Sunday, May 19, 2013

1305.3760 (Ming-Han Chou et al.)

Qi-Wa, a problem that has plagued Chinese scrolls for millenniums    [PDF]

Ming-Han Chou, Wei-Chao Shen, Yi-Ping Wang, Sun-Hsin Hong, Tzay-Ming Hong
Qi-Wa refers to the up curl on the lengths of handscrolls and hanging scrolls, which has troubled Chinese artisans and emperors for as long as the art of painting and calligraphy exists. This warp is unwelcomed not only for aesthetic reasons, but its potential damage to the fiber and ink. Although it is generally treated as a part of the cockling and curling due to climate, mounting procedures, and conservation conditions, we emphasize that the intrinsic curvature incurred from the storage is in fact the main cause of Qi-Wa.

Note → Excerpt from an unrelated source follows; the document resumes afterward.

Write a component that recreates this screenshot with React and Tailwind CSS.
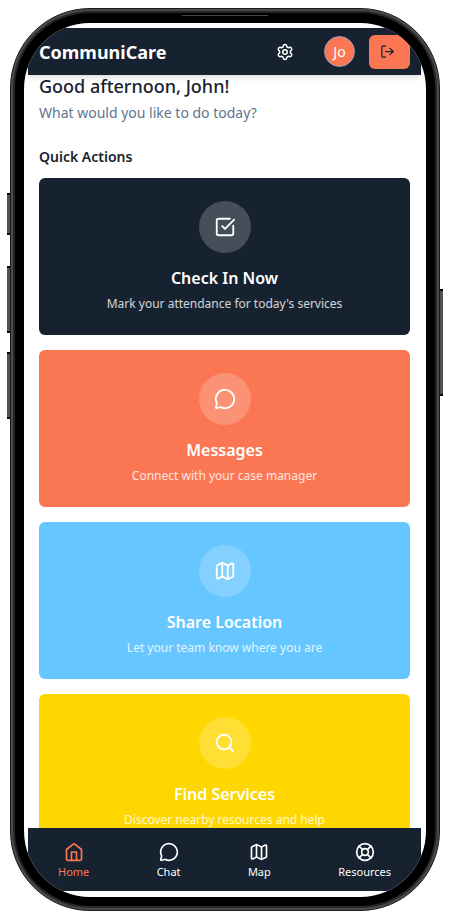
import { Settings, SquareCheckBig, MessageCircle, Map, Search, LifeBuoy, LogOut } from "lucide-react";

function HomeIcon({ size = 24 }) {
  return (
    <svg width={size} height={size} viewBox="0 0 24 24" fill="none" stroke="currentColor" strokeWidth="2" strokeLinecap="round" strokeLinejoin="round" aria-hidden="true">
      <path d="M3 9l9-7 9 7v11a2 2 0 0 1-2 2H5a2 2 0 0 1-2-2z" />
      <polyline points="9 22 9 12 15 12 15 22" />
    </svg>
  );
}

const ACTIONS = [
  { title: "Check In Now", text: "Mark your attendance for today's services", Icon: SquareCheckBig, tone: "bg-[#172230]" },
  { title: "Messages", text: "Connect with your case manager", Icon: MessageCircle, tone: "bg-[#fb7753]" },
  { title: "Share Location", text: "Let your team know where you are", Icon: Map, tone: "bg-[#66c6ff]" },
  { title: "Find Services", text: "Discover nearby resources and help", Icon: Search, tone: "bg-[#ffd700]" },
];

const TABS = [
  { label: "Home", Icon: HomeIcon, tone: "text-[#fb7753]" },
  { label: "Chat", Icon: MessageCircle, tone: "text-white" },
  { label: "Map", Icon: Map, tone: "text-white" },
  { label: "Resources", Icon: LifeBuoy, tone: "text-white" },
];

function SideButton({ place }) {
  return <span className={`absolute w-[4px] border-y-2 border-black bg-[#55524e] ${place}`} />;
}

function Header() {
  return (
    <header className="z-10 flex h-[47px] shrink-0 items-center bg-[#172230] px-[11px] shadow-md">
      <h1 className="mr-auto text-lg font-bold text-white">CommuniCare</h1>
      <button aria-label="Settings" className="mr-[30px] text-white">
        <Settings size={18} />
      </button>
      <button aria-label="Profile" className="mr-[14px] flex size-[31px] items-center justify-center rounded-full border border-slate-400 bg-[#fb7753] pt-px text-sm text-white">
        Jo
      </button>
      <button aria-label="Log out" className="flex h-[34px] w-[41px] items-center justify-center rounded-md bg-[#fb7753] pr-1 text-[#172230]">
        <LogOut size={15} />
      </button>
    </header>
  );
}

function ActionCard({ title, text, Icon, tone }) {
  return (
    <button className={`flex h-[157px] w-full shrink-0 flex-col items-center rounded-md pt-[23px] text-white ${tone}`}>
      <span className="flex size-[52px] items-center justify-center rounded-full bg-white/20">
        <Icon size={22} />
      </span>
      <span className="mt-3 text-base leading-[26px] font-semibold">{title}</span>
      <span className="text-[12px] leading-[26px] text-white/80">{text}</span>
    </button>
  );
}

export default function App() {
  return (
    <div className="flex h-screen justify-center bg-white px-[10px] pt-2 pb-[9px] font-['Noto_Sans','Open_Sans',sans-serif]">
      <div className="relative w-full max-w-[430px]">
        <SideButton place="top-[185px] -left-[3px] h-[42px]" />
        <SideButton place="top-[258px] -left-[3px] h-[67px]" />
        <SideButton place="top-[344px] -left-[3px] h-[67px]" />
        <SideButton place="top-[281px] -right-[3px] h-[107px]" />
        <div className="relative h-full rounded-[80px] border border-[#1c1c1c] bg-[#4a4a4a] p-[2px]">
          <div className="h-full rounded-[77px] bg-[#262626] p-[2px]">
            <div className="relative h-full rounded-[75px] bg-black px-[9px] pt-[10px] pb-[9px]">
              <span className="absolute inset-x-0 top-[2px] mx-auto h-px w-[86px] bg-[#444]" />
              <div className="h-full overflow-hidden rounded-[66px] bg-white pt-[5px] pr-[5px] pb-[6px] pl-[4px]">
                <div className="flex h-full flex-col">
                  <Header />
                  <main className="min-h-0 flex-1 overflow-hidden px-[11px]">
                    <h2 className="text-lg leading-[22px] font-medium text-[#172230]">Good afternoon, John!</h2>
                    <p className="mt-1 text-sm leading-6 text-slate-500">What would you like to do today?</p>
                    <h3 className="mt-5 text-sm leading-6 font-semibold text-[#172230]">Quick Actions</h3>
                    <div className="mt-[9px] flex flex-col gap-[15px]">
                      {ACTIONS.map((a) => (
                        <ActionCard key={a.title} {...a} />
                      ))}
                    </div>
                  </main>
                  <nav className="flex h-[63px] shrink-0 items-center justify-between bg-[#172230] px-[30px] pt-[3px]">
                    {TABS.map(({ label, Icon, tone }) => (
                      <a key={label} href="#" className={`flex flex-col items-center gap-[2px] text-[11px] leading-4 ${tone}`}>
                        <Icon size={20} />
                        {label}
                      </a>
                    ))}
                  </nav>
                </div>
              </div>
            </div>
          </div>
        </div>
      </div>
    </div>
  );
}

The Qi-Wa height is determined by experiments to obey scaling relations with the length, width, curvature, and thickness of the scroll, which are supported by Molecular Dynamics Simulation and theoretic derivations. This understanding helps us come up with plausible remedies to mitigate Qi-Wa. All proposals are tested on real mounted paper and in simulations. Due to the general nature of this warp, we believe the lessons learnt from studying ancient Chinese scrolls can be applied to modern technologies such as the development of flexible electronic paper and computer screen.